La province du Kwilu fait face à une situation préoccupante dans la lutte contre le VIH/SIDA. Alors que plus de 6 600 personnes vivant avec le virus ont pu bénéficier d’un traitement antirétroviral en 2024, quatre zones de santé sur les vingt-quatre que compte la province restent complètement dépourvues d’activités de prévention et de prise en charge. Cette réalité alarmante a été au cœur d’une matinée de plaidoyer organisée par l’Alliance nationale des organisations de la société civile pour la riposte multisectorielle contre le VIH/SIDA (ANORS), avec l’appui technique et financier de ONUSIDA.
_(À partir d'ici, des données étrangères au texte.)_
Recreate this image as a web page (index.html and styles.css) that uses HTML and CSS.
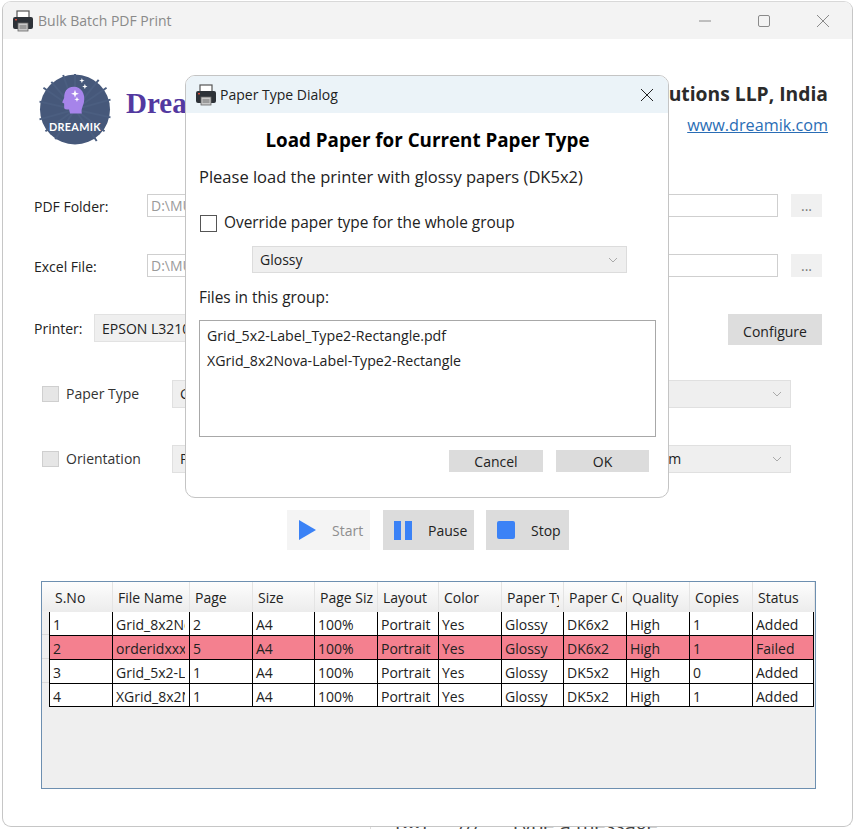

Comment expliquer qu’en 2024, des populations entières soient privées d’accès aux services de base de lutte contre le VIH ? La réponse réside dans l’insuffisance criante des ressources allouées à cette lutte dans la province. Les zones de santé de Kimputu, Mungindu, Gungu et Mukedi se retrouvent ainsi en marge des efforts nationaux et internationaux pour éradiquer cette maladie d’ici 2030. Cette situation crée des disparités inacceptables dans l’accès aux soins et met en péril les progrès accomplis ailleurs dans la province.
Martin Gizebu, secrétaire exécutif provincial de l’ANORS, ne mâche pas ses mots pour décrire la gravité de la situation. L’arrêt des activités de sensibilisation communautaire et le faible accès au dépistage exposent notre population à des risques graves
, alerte-t-il. Son constat est sans appel : sans une intervention urgente des autorités, ces zones deviendront des foyers de propagation du virus, annihilant les efforts déployés dans le reste de la province.
Le traitement antirétroviral représente pourtant une avancée majeure dans la prise en charge des personnes vivant avec le VIH. En RDC, comme dans le Kwilu, ces traitements permettent aux patients de mener une vie quasi-normale et réduisent considérablement le risque de transmission. Mais comment bénéficier de ces avancées médicales quand les services de dépistage et d’accompagnement sont inexistants ? La question mérite d’être posée, car elle touche au cœur des inégalités d’accès aux soins dans notre pays.
Face à cette urgence sanitaire, l’ANORS a formulé des recommandations précises aux différentes instances décisionnelles. Au gouvernement provincial, l’organisation demande un engagement politique fort et concret. À l’assemblée provinciale, elle réclame la création d’une ligne budgétaire spécifiquement dédiée à la lutte contre le VIH/SIDA. Aux partenaires techniques et financiers, elle sollicite un appui renforcé pour combler les gaps dans les zones délaissées.
La réponse des autorités provinciales semble aller dans le bon sens. Représentant le gouverneur du Kwilu, le ministre provincial des Transports, Bonaventure Kipalamoto, a affirmé la détermination du gouvernement provincial à éliminer cette maladie comme problème de santé publique au Kwilu à l’horizon 2030
. Cet engagement politique est crucial, car sans volonté affichée au plus haut niveau, les beaux discours risquent de rester lettre morte.
La situation dans le Kwilu reflète les défis plus larges de la santé publique en RDC. Elle nous rappelle que la lutte contre le VIH/SIDA nécessite une approche multisectorielle et un financement durable. Les traitements antirétroviraux constituent une arme essentielle, mais ils ne peuvent à eux seuls venir à bout de l’épidémie. La prévention, le dépistage et l’accompagnement psychosocial restent des maillons tout aussi importants dans cette chaîne de lutte.
À l’heure où la communauté internationale s’est fixé pour objectif d’éliminer le sida comme menace pour la santé publique d’ici 2030, le cas du Kwilu nous interpelle tous. Comment atteindre cet ambitieux objectif si des régions entières sont laissées pour compte ? La réponse à cette question déterminera non seulement l’avenir de milliers de Congolais, mais aussi la crédibilité de notre système de santé face aux défis sanitaires du XXIe siècle.